Oral Presentation Society for Freshwater Science 2026 Annual Meeting

Emergent aquatic insects link freshwater integrity to riparian bird communities at continental scales (134309)

Christian Schuerings 1 , Julian Olden 1
  1. University of Washington, Seattle, WASHINGTON, United States

Freshwater ecosystems are increasingly degraded by land use change, hydrologic alteration, and climate stress, yet their consequences for adjacent terrestrial food webs remain insufficiently quantified at large spatial scales. Aquatic insects, particularly mayflies, stoneflies, and caddisflies (EPT), provide a critical energetic and nutritional subsidy to riparian predators through adult emergence and are widely used as indicators of freshwater ecosystem integrity. Here, we test whether variation in EPT richness predicts riparian bird communities across continental scales.
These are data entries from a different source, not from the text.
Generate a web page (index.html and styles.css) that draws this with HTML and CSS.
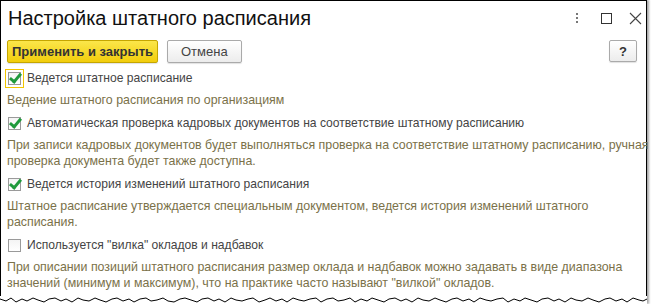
FILE: index.html
```html
<!DOCTYPE html>
<html lang="ru">
<head>
    <meta charset="UTF-8">
    <title>Настройка штатного расписания</title>
    <link rel="stylesheet" href="styles.css">
</head>
<body>

    <div class="window">
        <!-- Title -->
        <div class="titlebar">
            <div class="title">Настройка штатного расписания</div>
            <div class="win-buttons">
                <span class="more"><i></i><i></i><i></i></span>
                <span class="maximize"></span>
                <svg class="close" width="13" height="13" viewBox="0 0 13 13">
                    <path d="M1 1 L12 12 M12 1 L1 12" stroke="#444" stroke-width="1.1" fill="none"/>
                </svg>
            </div>
        </div>

        <!-- Command bar -->
        <div class="toolbar">
            <button class="btn btn-default">Применить и закрыть</button>
            <button class="btn">Отмена</button>
            <button class="btn btn-help">?</button>
        </div>

        <div class="form">
            <label class="opt focused"><span class="check on"></span>Ведется штатное расписание</label>
            <div class="hint">Ведение штатного расписания по организациям</div>

            <label class="opt"><span class="check on"></span>Автоматическая проверка кадровых документов на соответствие штатному расписанию</label>
            <div class="hint">При записи кадровых документов будет выполняться проверка на соответствие штатному расписанию, ручная<br>проверка документа будет также доступна.</div>

            <label class="opt"><span class="check on"></span>Ведется история изменений штатного расписания</label>
            <div class="hint">Штатное расписание утверждается специальным документом, ведется история изменений штатного<br>расписания.</div>

            <label class="opt"><span class="check"></span>Используется "вилка" окладов и надбавок</label>
            <div class="hint">При описании позиций штатного расписания размер оклада и надбавок можно задавать в виде диапазона<br>значений (минимум и максимум), что на практике часто называют "вилкой" окладов.</div>
        </div>

        <svg class="torn" width="647" height="8" viewBox="0 0 647 8" preserveAspectRatio="none">
            <polyline fill="none" stroke="#000" stroke-width="1"
                points="0,3 6,5 11,2 16,6 22,3 27,5 33,2 38,4 44,6 49,3 55,2 61,5 66,3 72,6 78,2 83,4 89,5 95,2 100,4 106,6 112,3 117,2 123,5 129,3 134,6 140,3 146,2 151,5 157,4 163,2 168,5 174,6 180,3 185,2 191,4 197,6 202,3 208,2 214,5 219,3 225,6 231,2 236,4 242,5 248,3 253,2 259,6 265,4 270,2 276,5 282,3 287,6 293,2 299,4 304,5 310,3 316,2 321,6 327,3 333,2 338,5 344,4 350,2 355,6 361,3 367,5 372,2 378,4 384,6 389,3 395,2 401,5 406,3 412,6 418,2 423,4 429,5 435,2 440,4 446,6 452,3 457,2 463,5 469,3 474,6 480,2 486,4 491,5 497,3 503,2 508,6 514,3 520,5 525,2 531,4 537,6 542,3 548,2 554,5 559,3 565,6 571,2 576,4 582,5 588,2 593,4 599,6 605,3 610,2 616,5 622,3 627,6 633,2 639,4 643,5 647,3"/>
        </svg>
    </div>

</body>
</html>
```

FILE: styles.css
```css
body {
    margin: 0;
    background: #fff;
    font-family: "Liberation Sans", Arial, sans-serif;
    width: 651px;
    height: 304px;
    overflow: hidden;
}

.window {
    width: 645px;
    height: 303px;
    border: 1px solid #000;
    border-bottom: none;
    box-shadow: 2px 0 2px rgba(0, 0, 0, 0.35);
    display: flex;
    flex-direction: column;
    position: relative;
}

/* Title */
.titlebar {
    height: 38px;
    display: flex;
    align-items: center;
    justify-content: space-between;
}

.title {
    font-size: 20px;
    color: #111;
    padding-left: 7px;
    margin-top: -3px;
}

.win-buttons {
    display: flex;
    align-items: center;
    margin-top: -4px;
    padding-right: 4px;
}

.more {
    display: flex;
    flex-direction: column;
    gap: 2px;
    margin-right: 23px;
}

.more i {
    display: block;
    width: 2px;
    height: 2px;
    background: #777;
}

.maximize {
    width: 9px;
    height: 9px;
    border: 1px solid #333;
    margin-right: 17px;
}

/* Command bar */
.toolbar {
    display: flex;
    align-items: center;
    gap: 9px;
    padding: 0 9px 0 6px;
    height: 24px;
}

.btn {
    height: 23px;
    font-family: inherit;
    font-size: 13px;
    color: #444;
    background: linear-gradient(#ffffff, #ececec);
    border: 1px solid #aaa;
    border-radius: 2px;
    padding: 0 13px;
    white-space: nowrap;
    box-shadow: 0 1px 1px rgba(0, 0, 0, 0.12);
}

.btn-default {
    width: 151px;
    padding: 0;
    font-weight: bold;
    color: #333;
    background: linear-gradient(#fbe64a, #f2cd0c);
    border-color: #c5a600;
}

.btn-help {
    margin-left: auto;
    width: 28px;
    height: 22px;
    padding: 0;
    font-weight: bold;
    color: #333;
}

/* Form */
.form {
    flex: 1;
    padding: 6px 0 0 6px;
    font-size: 12px;
}

.opt {
    display: flex;
    align-items: center;
    height: 18px;
    color: #444;
    margin-top: 6px;
    font-size: 12.1px;
    white-space: nowrap;
}

.opt:first-child {
    margin-top: 0;
}

.opt.focused {
    margin-bottom: 3px;
}

.check {
    position: relative;
    width: 11px;
    height: 11px;
    border: 1px solid #9a9a9a;
    background: linear-gradient(#f4f4f4, #fff);
    margin: 0 6px 0 1px;
    flex-shrink: 0;
}

.focused .check {
    outline: 1px solid #f2c500;
    outline-offset: 2px;
}

.check.on::after {
    content: "";
    position: absolute;
    left: 3px;
    top: -2px;
    width: 4px;
    height: 9px;
    border: solid #1f9a3c;
    border-width: 0 3px 3px 0;
    transform: rotate(40deg);
}

.hint {
    color: #7a7149;
    font-size: 12.4px;
    line-height: 16px;
    margin-top: 5px;
    white-space: nowrap;
}

.torn {
    display: block;
    margin: 0 0 0 -1px;
    background: #fff;
    height: 8px;
}
```
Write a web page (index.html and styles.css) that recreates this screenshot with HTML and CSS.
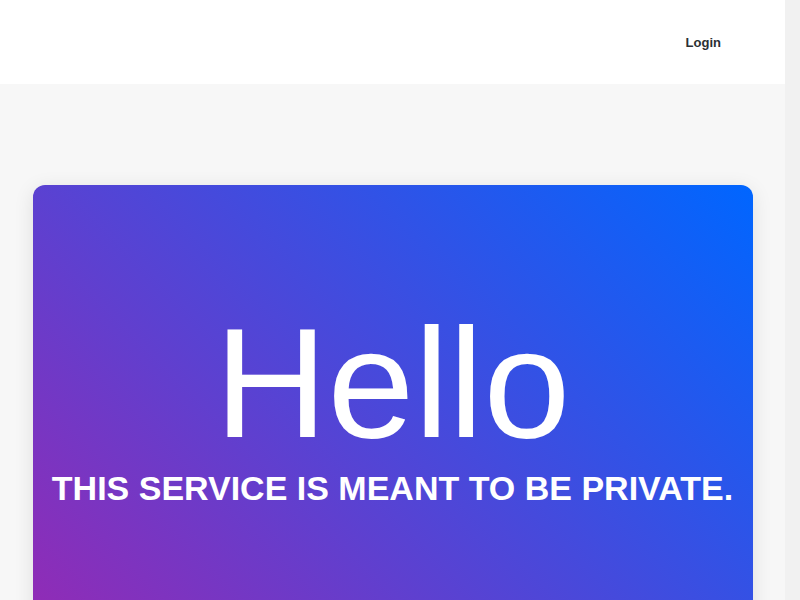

We integrated benthic macroinvertebrate monitoring data with over two million bird observations from eBird across 14,177 river sites in the contiguous United States. Using hierarchical hurdle models we show that EPT richness strongly predicts the prevalence of aerial insectivorous birds, with more than threefold higher prevalence at high- versus low-EPT sites. This association was consistent across hydrological, thermal, and geomorphological river types, including intermittent rivers, but was attenuated by urban land use and, to a lesser extent, intensive agriculture. Non-aerial insectivores and herbivores showed substantially weaker or inconsistent associations, supporting a trophic mechanism linked to emergent aquatic prey. Our findings provide continental-scale evidence that freshwater integrity sustains riparian bird assemblages through aquatic insect subsidies, highlighting that protecting rivers yields co-benefits that extend beyond the aquatic realm.